# 5.02 Fundamental group of a CW complex

## Video

Below the video you will find accompanying notes and some pre-class questions.

## Notes

### Example of the 2-torus revisited

(0.00) In the previous video, we saw how to use Van Kampen's theorem to compute the fundamental group of the 2-torus. The result was $\langle a,b\ |\ b^{-1}a^{-1}ba=1\rangle.$ There is a CW structure on the 2-torus (square with opposite sides identified) with one 0-cell (vertex), two 1-cells (edges) and one 2-cell (the square itself). It is no coincidence that the presentation we obtained has:

• one generator for each 1-cell,
• one relation for each 2-cell: the relation comes from looking at the boundary of the 2-cell.

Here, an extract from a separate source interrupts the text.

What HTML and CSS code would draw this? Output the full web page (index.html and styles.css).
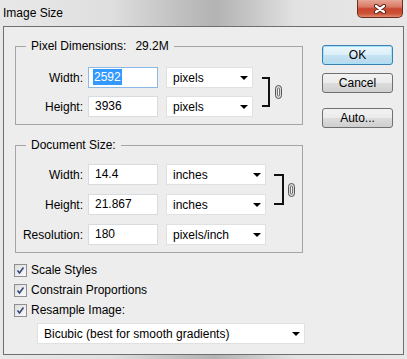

### Fundamental group of a CW complex

(1.24) If $$X$$ is a CW complex with one 0-cell (for simplicity) then $$\pi_1(X)$$ has a presentation where the generators are the 1-cells and the relations come from the 2-cells. More precisely,

• each 1-cell is a loop (as both ends attach to the unique 0-cell). These loops generate $$\pi_1(X)$$;
• (3.05) the boundary of each 2-cell $$e$$ gives a loop $$\partial e$$ in the 1-skeleton which we can write as a word in the 1-cells; since this loop is nullhomotopic in $$e$$ we need the relation $$\partial e=1$$ in $$\pi_1(X)$$. These relations suffice to give a presentation of $$\pi_1(X)$$.

(5.18) Note that this theorem is about cell complexes of any dimension; in other words, the 3-cells, 4-cells, etc. do not affect the fundamental group.

(5.38) Let $$X^1$$ be the 1-skeleton of $$X$$. This is obtained by attaching 1-cells to a point, so $$X^1$$ is just a wedge of 1-cells $$X^1=\bigvee_{1\mbox{-cells}}S^1$$. By induction, using the computation from last time, $$\pi_1(X^1)=\bigstar_{1\mbox{-cells}}\mathbf{Z}$$ (i.e. the free product of copies of the integers, one for each 1-cell, in other words, the group with one generator for each 1-cell and no relations).

(7.42) What happens when we attach a 2-cell?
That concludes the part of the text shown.